--- start of Data ---

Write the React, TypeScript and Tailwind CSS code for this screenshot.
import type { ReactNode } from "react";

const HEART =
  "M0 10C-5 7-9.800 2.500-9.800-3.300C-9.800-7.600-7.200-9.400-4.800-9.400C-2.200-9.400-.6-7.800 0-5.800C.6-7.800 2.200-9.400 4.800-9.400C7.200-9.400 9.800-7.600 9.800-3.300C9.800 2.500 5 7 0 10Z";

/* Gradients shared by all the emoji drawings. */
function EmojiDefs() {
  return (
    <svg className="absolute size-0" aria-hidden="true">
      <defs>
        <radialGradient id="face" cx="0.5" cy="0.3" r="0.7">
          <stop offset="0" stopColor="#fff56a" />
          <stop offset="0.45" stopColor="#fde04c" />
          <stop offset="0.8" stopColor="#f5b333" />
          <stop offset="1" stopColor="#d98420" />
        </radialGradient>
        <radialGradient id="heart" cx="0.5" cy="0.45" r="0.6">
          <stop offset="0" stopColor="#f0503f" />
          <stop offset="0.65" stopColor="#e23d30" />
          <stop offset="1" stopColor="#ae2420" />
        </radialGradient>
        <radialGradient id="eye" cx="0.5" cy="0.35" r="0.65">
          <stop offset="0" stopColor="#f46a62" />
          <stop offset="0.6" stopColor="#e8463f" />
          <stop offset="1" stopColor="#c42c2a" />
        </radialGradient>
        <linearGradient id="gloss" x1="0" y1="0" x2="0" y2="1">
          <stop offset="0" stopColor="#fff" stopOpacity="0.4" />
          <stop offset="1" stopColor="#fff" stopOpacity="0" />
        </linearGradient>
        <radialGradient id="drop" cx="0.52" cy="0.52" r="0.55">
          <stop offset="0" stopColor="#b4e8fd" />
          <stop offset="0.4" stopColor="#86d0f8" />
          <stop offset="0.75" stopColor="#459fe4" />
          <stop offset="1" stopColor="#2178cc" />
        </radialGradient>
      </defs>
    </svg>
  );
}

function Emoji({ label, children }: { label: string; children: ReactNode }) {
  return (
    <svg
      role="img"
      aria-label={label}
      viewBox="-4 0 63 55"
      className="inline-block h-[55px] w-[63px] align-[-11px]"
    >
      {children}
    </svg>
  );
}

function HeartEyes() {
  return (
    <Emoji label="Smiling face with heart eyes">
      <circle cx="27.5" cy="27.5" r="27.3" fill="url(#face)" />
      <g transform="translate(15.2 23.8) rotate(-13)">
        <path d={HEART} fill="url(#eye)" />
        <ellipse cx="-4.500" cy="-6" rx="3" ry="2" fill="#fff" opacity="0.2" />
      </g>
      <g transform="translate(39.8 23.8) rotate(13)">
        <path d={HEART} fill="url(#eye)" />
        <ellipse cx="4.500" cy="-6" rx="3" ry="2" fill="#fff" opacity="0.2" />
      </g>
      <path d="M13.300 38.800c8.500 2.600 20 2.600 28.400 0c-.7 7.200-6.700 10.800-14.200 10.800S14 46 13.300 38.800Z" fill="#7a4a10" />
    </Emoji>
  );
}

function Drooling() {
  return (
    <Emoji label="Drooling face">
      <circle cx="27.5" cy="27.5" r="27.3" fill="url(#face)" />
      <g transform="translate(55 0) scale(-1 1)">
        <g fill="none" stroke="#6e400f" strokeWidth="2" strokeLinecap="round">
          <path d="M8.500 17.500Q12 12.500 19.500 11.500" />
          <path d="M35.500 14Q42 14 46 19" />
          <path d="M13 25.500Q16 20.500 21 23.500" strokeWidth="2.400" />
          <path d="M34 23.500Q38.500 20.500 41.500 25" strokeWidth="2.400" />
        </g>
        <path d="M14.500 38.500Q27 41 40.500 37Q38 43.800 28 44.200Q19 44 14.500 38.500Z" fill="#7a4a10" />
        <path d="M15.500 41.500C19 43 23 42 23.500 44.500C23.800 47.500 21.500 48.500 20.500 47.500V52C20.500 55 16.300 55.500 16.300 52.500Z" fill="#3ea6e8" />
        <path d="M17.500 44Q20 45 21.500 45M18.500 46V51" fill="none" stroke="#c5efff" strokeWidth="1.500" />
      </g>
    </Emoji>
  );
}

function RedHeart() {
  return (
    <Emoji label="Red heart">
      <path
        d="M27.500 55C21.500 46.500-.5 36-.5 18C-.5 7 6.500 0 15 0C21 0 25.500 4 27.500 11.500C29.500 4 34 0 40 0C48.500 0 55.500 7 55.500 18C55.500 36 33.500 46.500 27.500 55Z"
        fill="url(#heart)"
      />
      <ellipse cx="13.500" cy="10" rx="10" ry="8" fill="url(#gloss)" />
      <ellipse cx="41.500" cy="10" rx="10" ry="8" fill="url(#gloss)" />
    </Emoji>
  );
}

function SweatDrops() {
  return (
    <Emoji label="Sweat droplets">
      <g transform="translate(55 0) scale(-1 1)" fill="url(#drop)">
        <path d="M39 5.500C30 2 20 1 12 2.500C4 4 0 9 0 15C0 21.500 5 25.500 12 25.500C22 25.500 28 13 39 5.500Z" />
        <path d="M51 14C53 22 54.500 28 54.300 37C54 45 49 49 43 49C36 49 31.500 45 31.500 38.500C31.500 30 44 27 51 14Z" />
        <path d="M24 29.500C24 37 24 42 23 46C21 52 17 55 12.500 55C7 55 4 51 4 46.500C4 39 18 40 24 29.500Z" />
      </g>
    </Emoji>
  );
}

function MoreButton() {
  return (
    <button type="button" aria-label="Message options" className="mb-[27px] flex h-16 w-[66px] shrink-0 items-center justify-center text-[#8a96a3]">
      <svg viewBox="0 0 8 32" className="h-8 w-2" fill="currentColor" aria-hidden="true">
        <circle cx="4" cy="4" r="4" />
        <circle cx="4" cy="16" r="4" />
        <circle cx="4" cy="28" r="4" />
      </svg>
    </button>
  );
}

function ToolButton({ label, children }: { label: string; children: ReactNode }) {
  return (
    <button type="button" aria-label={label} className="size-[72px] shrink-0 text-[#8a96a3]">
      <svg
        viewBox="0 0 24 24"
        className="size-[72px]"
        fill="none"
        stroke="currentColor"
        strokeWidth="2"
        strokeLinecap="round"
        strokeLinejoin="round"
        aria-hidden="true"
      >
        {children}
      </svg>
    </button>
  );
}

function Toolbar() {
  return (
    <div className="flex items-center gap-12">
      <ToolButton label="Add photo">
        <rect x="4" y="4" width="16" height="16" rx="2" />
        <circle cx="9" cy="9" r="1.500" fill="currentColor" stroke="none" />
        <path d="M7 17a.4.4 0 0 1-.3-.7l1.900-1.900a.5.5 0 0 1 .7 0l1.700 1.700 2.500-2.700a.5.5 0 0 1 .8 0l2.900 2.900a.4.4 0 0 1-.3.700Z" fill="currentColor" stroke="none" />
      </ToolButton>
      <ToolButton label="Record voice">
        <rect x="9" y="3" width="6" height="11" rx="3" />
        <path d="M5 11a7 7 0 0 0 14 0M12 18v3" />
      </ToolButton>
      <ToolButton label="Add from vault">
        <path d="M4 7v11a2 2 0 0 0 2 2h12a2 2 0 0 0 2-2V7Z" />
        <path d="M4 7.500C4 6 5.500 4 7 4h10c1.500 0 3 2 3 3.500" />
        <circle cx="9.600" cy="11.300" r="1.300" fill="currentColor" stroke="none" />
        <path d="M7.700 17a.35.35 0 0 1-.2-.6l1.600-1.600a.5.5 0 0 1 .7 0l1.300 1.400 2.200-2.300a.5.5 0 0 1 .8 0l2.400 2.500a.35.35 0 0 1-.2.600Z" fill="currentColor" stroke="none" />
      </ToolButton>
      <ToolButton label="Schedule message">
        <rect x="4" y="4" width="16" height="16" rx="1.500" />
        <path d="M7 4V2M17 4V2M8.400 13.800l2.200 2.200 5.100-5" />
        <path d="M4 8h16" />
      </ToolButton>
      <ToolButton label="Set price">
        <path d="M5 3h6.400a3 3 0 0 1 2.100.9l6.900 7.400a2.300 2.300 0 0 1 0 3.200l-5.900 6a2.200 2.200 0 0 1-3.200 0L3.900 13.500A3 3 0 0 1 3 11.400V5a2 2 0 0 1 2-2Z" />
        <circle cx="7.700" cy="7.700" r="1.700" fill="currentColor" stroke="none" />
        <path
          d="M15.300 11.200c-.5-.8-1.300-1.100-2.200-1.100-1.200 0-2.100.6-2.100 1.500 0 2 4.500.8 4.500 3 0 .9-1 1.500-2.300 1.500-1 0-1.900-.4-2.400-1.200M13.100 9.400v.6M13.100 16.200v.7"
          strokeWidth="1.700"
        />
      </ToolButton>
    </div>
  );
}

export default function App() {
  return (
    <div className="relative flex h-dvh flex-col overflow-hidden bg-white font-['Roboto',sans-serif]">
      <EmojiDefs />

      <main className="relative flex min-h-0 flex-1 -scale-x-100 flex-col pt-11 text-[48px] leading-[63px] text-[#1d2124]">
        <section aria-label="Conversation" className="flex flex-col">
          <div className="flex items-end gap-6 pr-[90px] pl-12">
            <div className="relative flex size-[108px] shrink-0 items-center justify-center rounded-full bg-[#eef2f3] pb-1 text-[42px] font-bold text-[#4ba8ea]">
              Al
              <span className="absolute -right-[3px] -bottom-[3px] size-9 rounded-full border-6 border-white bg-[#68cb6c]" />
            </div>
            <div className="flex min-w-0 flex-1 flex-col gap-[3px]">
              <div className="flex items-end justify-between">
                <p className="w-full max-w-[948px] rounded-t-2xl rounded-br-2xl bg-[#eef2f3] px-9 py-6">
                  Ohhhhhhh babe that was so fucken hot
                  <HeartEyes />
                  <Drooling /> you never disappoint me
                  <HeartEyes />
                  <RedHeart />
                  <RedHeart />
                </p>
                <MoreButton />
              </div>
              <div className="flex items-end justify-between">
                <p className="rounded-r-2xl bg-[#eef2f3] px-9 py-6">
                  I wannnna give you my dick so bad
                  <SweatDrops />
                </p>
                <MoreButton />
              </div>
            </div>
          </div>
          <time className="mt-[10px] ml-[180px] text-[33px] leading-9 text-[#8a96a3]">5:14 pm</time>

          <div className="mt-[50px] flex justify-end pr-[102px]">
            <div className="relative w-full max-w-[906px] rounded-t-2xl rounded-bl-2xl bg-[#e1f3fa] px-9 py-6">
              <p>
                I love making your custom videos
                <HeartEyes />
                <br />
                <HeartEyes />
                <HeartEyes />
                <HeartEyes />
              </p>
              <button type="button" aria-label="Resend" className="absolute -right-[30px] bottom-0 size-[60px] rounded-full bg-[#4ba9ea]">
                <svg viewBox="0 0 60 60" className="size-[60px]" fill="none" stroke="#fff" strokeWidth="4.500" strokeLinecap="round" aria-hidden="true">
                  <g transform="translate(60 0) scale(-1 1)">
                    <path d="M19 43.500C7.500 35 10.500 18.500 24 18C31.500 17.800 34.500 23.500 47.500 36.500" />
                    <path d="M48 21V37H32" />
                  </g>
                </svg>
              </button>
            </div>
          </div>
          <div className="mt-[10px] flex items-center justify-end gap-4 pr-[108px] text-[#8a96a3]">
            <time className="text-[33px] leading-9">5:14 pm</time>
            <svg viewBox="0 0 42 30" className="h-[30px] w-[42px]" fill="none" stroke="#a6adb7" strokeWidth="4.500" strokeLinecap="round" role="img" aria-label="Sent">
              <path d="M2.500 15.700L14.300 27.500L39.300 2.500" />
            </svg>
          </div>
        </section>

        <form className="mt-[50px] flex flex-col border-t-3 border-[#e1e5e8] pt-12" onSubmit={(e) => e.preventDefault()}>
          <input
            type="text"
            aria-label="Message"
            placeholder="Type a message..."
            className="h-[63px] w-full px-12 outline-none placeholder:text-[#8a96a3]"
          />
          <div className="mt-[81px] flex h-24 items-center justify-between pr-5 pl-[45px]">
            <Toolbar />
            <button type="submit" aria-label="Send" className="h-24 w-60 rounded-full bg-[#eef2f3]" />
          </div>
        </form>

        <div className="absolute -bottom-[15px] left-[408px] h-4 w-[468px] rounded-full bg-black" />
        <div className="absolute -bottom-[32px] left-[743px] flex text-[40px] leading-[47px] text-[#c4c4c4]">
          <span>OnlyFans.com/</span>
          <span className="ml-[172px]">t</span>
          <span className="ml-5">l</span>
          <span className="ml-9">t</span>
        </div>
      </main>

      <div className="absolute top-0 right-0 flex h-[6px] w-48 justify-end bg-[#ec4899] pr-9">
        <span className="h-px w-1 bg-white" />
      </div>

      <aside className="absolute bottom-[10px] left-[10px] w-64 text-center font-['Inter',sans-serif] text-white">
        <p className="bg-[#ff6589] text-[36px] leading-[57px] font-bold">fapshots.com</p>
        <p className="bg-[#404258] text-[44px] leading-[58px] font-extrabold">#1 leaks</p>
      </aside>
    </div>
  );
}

--- end of Data ---

- Required work: Please print exactly what appears from the first line of the data through the line with "0-5.800C.6-7.800 2.200-9.400 4.800-9.400C7.200-9.400", including both of those lines and nothing past them.

- Output:
Write the React, TypeScript and Tailwind CSS code for this screenshot.
import type { ReactNode } from "react";

const HEART =
  "M0 10C-5 7-9.800 2.500-9.800-3.300C-9.800-7.600-7.200-9.400-4.800-9.400C-2.200-9.400-.6-7.800 0-5.800C.6-7.800 2.200-9.400 4.800-9.400C7.200-9.400 9.800-7.600 9.800-3.300C9.800 2.500 5 7 0 10Z";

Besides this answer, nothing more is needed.